The reviewer is referring to a BitTorrent where someone has altered the original songs. The reviewer explains exactly where one should go in order to download the file that totally infringes on a copyright. It’s not only an illegal file, but an altered file. The reviewer also writes that this is how the album should have sounded. File-sharing of music is illegal. Period. There’s nothing to discuss.

The best part here is that the label is clearly more upset about the “downloading” part than they are about the “music” part.  I think it clearly demonstrates where the priorities of major labels lie.  The lesser of the evils is clearly the fan’s alteration of the music.  I can see how this might annoy an artist, especially when the review is ostensibly of their work, and not the work of the person who remixed it.  However, it’s also cool that people are out there reconfiguring music, as they have always done.  The real offense is that the reviewer used a downloaded copy and not the “official” (read: paid for) release, and then pointed to a site where anyone else could download it.  There is, in fact, something to discuss: a really interesting debate could have been had if Universal’s beef was with the aesthetics of the remix. It would be interesting to know if the band has heard it too, especially given the grief that they’ve been getting over what appears to be a pretty poor mastering job.

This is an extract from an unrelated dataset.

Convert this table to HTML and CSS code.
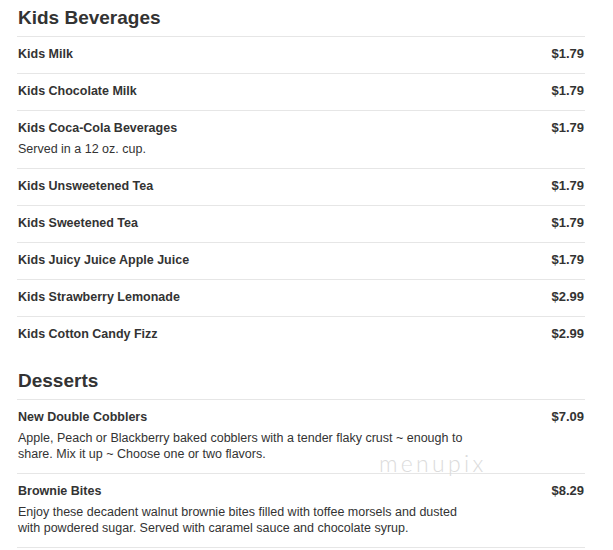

No, instead Universal kicks up a stink over how  the album was obtained rather than addressing what appears to be the more important issue, how the music sounds.  Because the fan’s motivation to remix was rotted in a dislike for certain parts of the recording, not only in a desire to reconfigure and make something new out of it.  The comment accompanying the torrent says it all: “an awesome re-cut of the new album – all of the dumb parts have been taken out. all of the thrash has been left in.”

I’ve heard the album, and I quite like it.  I agree it’s a “return to form” of sorts – at least there’s more guitar solos!